The above appears in a resolution of the First Congress of the Comintern. How far we have travelled since that period! Today the Comintern has itself become the instrument of imperialist intrigues at Geneva. But, we are told, the situation has changed greatly since those days. Wherein, we ask, has the situation changed the nature of “imperialist Allies”?
“The ‘League of Nations’ is a slogan of betrayal, with the help of which the social-traitors, at the order of international capital, divide the proletarian forces and aid the imperialist counter-revolution.”
This, again, is what we read in the Thesis on the International Situation adopted by the First Congress of the Comintern. Today we would like to ask how this slogan “of betrayal” has become in the eyes of the “social-traitors” of Moscow the new gospel of “peace”. It is not, of course, by the mere fact of entering the League of Nations that the USSR violated communist principles.
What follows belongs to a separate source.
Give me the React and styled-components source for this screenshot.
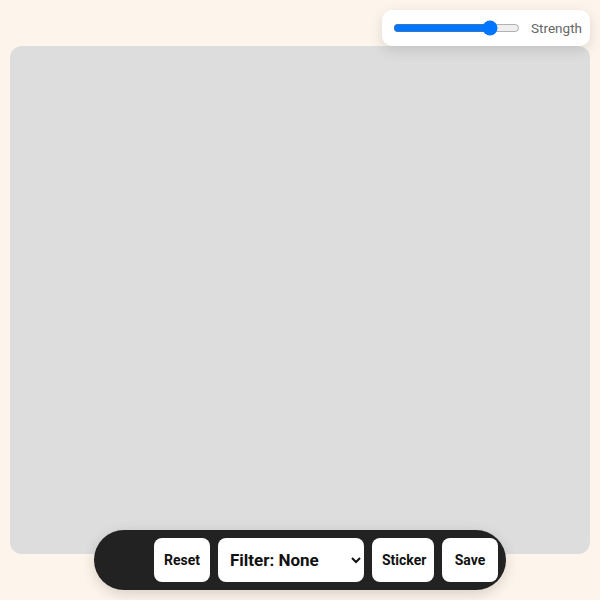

These principles call on “the proletarian revolutionists of all countries of the world to carry on an implacable struggle against the ideas of Wilson’s League of Nations and to protest against entry into this society of peace, of exploitation and of imperialist counter-revolution” (from the same thesis of the First Congress).
“Propaganda for the League of Nations is the best means for confusing the revolutionary consciousness of the working class. In place of the slogan for an International of revolutionary workers’ republics, there is substituted the slogan of an international association of false democracies, which would be achieved by coalition between the proletariat and the bourgeoisie.” (Thesis of the First Congress)
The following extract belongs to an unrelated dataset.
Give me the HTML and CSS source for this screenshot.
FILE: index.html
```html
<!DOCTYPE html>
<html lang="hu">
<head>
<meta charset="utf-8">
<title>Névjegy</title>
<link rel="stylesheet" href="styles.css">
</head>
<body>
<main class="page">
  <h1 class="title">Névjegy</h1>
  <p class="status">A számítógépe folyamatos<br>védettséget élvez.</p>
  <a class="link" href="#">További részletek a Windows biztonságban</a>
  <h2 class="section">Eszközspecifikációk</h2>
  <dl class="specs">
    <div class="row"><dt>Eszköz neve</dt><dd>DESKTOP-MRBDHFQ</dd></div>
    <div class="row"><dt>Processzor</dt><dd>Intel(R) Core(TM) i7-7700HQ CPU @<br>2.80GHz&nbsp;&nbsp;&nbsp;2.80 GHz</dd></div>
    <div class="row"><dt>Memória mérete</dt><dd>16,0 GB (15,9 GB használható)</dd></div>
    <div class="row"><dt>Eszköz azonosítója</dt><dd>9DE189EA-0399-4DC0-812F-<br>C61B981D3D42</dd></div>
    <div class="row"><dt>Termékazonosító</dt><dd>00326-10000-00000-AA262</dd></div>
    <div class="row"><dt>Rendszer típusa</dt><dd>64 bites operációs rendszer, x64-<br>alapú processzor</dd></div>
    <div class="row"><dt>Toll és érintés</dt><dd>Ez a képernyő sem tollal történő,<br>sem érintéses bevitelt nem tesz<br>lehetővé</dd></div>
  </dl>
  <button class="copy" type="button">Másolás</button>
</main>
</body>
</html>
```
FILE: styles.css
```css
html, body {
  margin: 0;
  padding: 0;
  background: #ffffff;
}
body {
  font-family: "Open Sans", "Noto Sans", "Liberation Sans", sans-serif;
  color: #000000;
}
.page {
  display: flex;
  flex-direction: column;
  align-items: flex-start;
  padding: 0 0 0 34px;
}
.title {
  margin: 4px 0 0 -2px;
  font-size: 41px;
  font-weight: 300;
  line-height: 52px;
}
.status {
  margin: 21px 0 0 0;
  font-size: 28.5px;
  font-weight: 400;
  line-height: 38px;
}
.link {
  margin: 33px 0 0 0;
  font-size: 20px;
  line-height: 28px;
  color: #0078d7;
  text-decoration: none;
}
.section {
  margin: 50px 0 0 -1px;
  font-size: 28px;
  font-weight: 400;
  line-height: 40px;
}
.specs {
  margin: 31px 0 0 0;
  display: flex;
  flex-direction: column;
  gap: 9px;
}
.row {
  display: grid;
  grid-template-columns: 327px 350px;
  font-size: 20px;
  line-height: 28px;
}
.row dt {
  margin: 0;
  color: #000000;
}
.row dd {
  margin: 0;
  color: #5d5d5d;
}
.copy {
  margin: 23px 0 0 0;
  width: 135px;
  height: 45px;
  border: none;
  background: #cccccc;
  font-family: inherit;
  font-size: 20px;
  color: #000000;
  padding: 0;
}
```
And it is no longer merely the social traitors of the Second International who become propagandists for an institution of this kind, “the better” to confuse the revolutionary consciousness of the working class – now it is also the parties of the Comintern itself. Thus, once more is our estimate of this International – that it has become the International of lies and betrayals – confirmed.
Why should the attitude of the proletariat toward the League of Nations be one of opposition and struggle? Let us answer in the words of Lenin and of Bolshevism (with which Stalinism has only the same relationship as opportunism has to Marxism).
1. “One of the forms of the deception of the working class is represented by pacifism and abstract propaganda for peace ...
“At the present time all propaganda for peace without a call for revolutionary mass action does nothing except sow illusions, corrupts the proletariat by suggesting to it confidence in the humanity of the bourgeoisie, and makes of the proletariat a mere toy in the hands of the secret diplomacy of the warring powers.”
2. “The question of determining what group delivered the first blow or what group first declared war has no importance whatever in deciding the tactics of socialism. Phrases about defending the fatherland, about the necessity of resisting an enemy invasion, about a defensive war, etc., are nothing else than a fooling of the people.” (Lenin)
The idea of the aggressor nation, then, is false and deceptive when we are dealing with two belligerent imperialist powers. The last war proved that the two belligerent groups both prepared systematically for the war. The same thing is true today, whether in the case of those powers who “want peace” (that is, to keep what they have already acquired) or in the case of those powers who demand a new partition of the world.
On the other hand, non-imperialist wars, revolutionary wars, to lift the imperialist yoke from the necks of the oppressed colonial peoples, or wars on the part of the proletariat fighting against the bourgeoisie, such wars against the imperialist aggressor, are always entirely justified and admissible.
* * *
“The revolutionary struggle of the proletariat against the bourgeoisie can alone preserve the conquests of the workers and open up to the oppressed masses the path to a better future.”
This statement of the Bolshevik-Leninists was formulated in March, 1915. It must be reaffirmed and driven home to the workers deceived by the two Internationals.
The bankruptcy of the Second International was that of Socialist opportunism; the bankruptcy of the Comintern is that of Stalinist opportunism.
The chief present task in the struggle against war is that of the regeneration of Marxism and of Leninism under the banner of the Fourth International.